**What to do**
Extract each line containing the string "this".

**Data for the task**
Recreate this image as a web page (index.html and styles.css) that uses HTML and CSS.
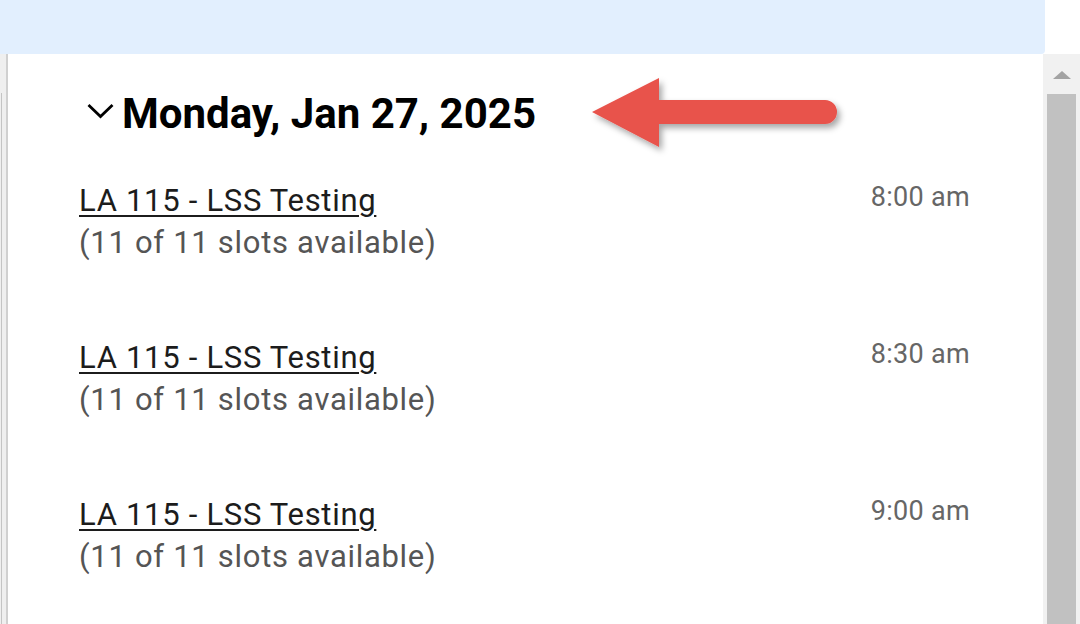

* * *

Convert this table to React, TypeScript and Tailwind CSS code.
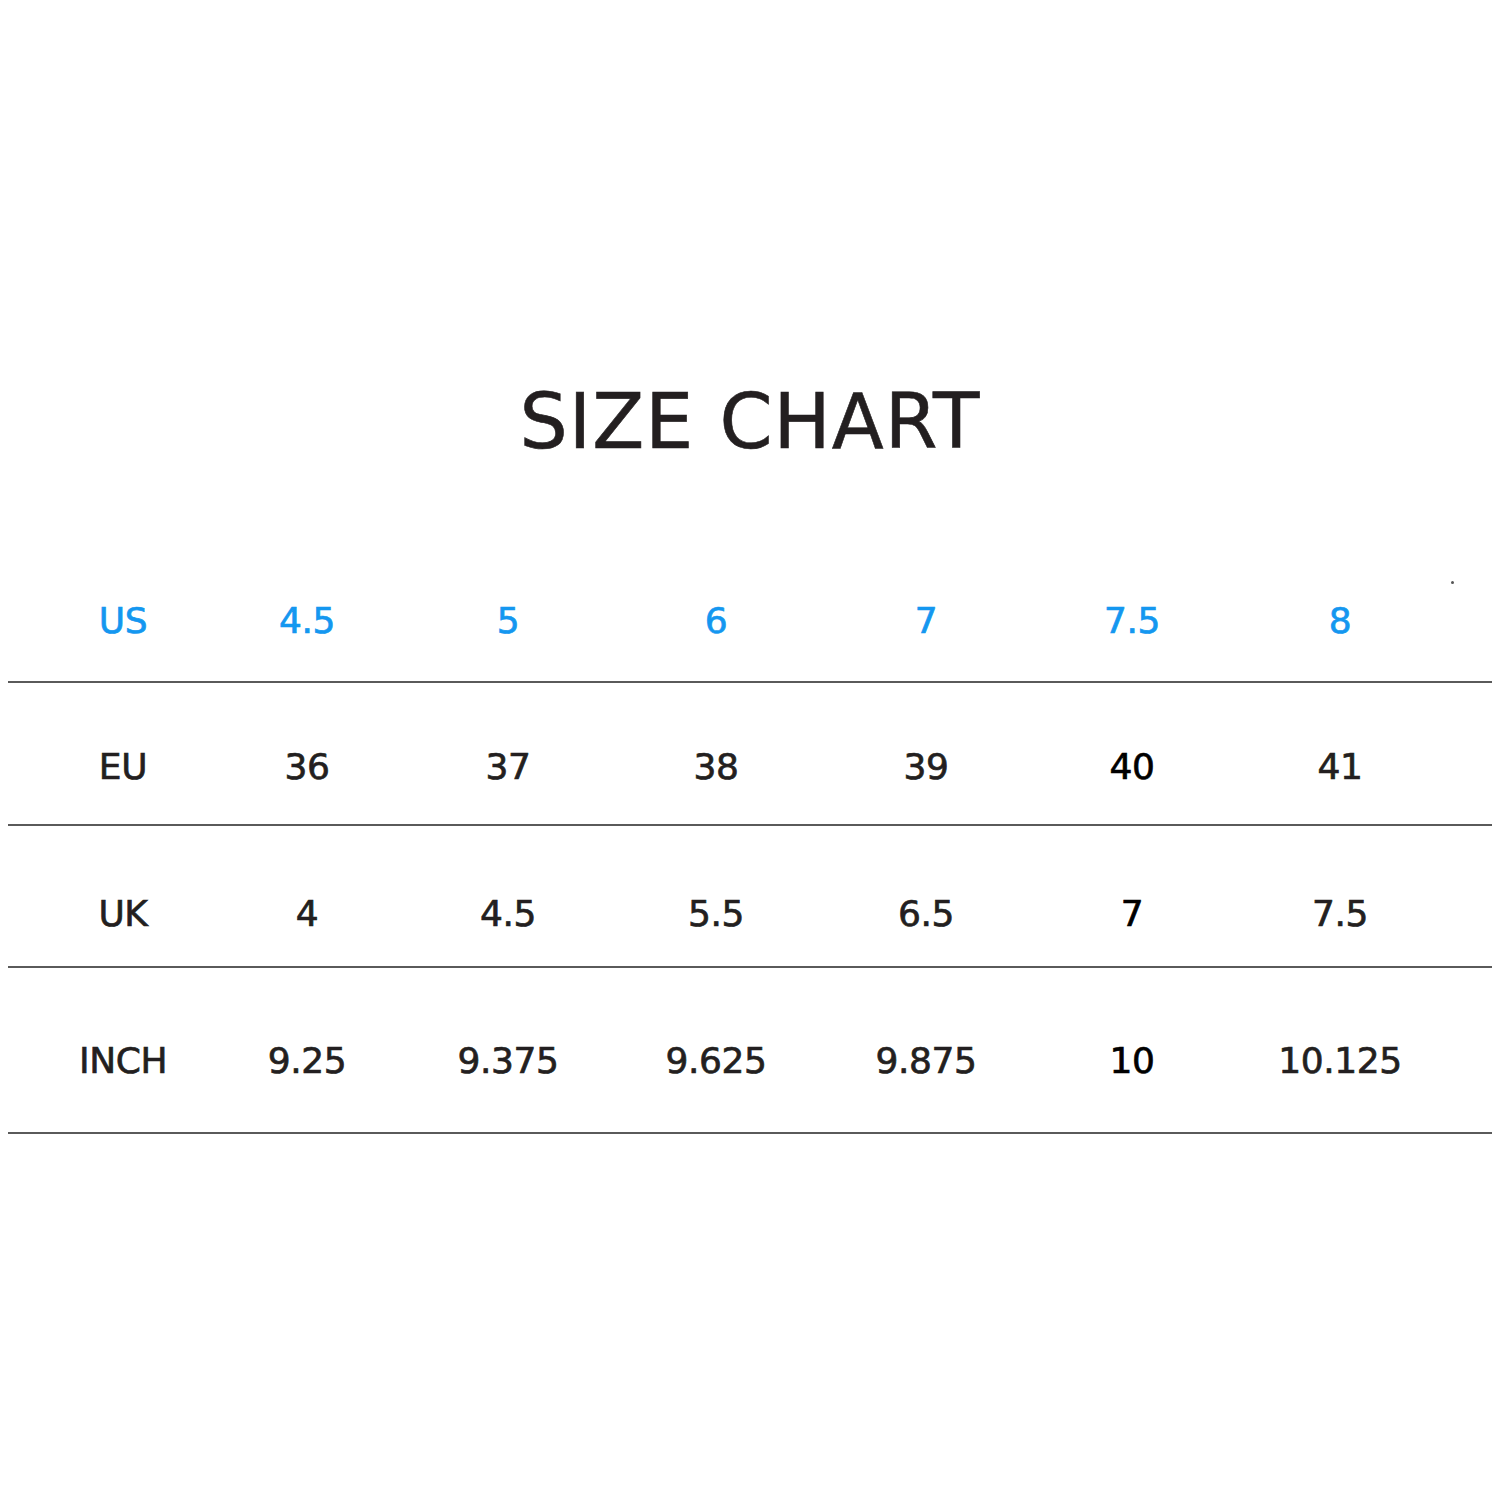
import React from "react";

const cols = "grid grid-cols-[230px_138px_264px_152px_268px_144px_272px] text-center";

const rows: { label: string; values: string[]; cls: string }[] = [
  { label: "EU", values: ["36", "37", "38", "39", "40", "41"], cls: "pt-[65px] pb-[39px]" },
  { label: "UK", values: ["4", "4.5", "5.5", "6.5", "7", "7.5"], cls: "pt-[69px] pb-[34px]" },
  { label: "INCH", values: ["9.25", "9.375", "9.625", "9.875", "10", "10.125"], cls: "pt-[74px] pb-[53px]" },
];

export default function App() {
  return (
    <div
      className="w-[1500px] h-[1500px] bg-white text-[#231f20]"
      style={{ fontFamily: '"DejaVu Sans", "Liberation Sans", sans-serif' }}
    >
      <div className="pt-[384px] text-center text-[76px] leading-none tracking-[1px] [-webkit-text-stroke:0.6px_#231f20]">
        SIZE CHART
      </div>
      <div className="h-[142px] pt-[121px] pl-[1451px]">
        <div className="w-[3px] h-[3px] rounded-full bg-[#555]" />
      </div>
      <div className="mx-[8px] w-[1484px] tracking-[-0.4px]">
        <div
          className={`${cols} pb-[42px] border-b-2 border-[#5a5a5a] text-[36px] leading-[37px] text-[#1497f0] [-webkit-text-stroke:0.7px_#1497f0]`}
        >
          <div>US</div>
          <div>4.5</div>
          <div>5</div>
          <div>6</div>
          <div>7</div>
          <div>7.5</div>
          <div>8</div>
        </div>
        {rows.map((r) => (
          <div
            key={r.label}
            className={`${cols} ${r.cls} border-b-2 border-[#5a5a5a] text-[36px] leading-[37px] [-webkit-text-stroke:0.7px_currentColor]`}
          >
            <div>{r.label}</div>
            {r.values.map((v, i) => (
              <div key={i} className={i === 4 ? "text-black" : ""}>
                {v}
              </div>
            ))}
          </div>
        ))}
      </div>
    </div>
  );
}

**Response**
Recreate this image as a web page (index.html and styles.css) that uses HTML and CSS.
Convert this table to React, TypeScript and Tailwind CSS code.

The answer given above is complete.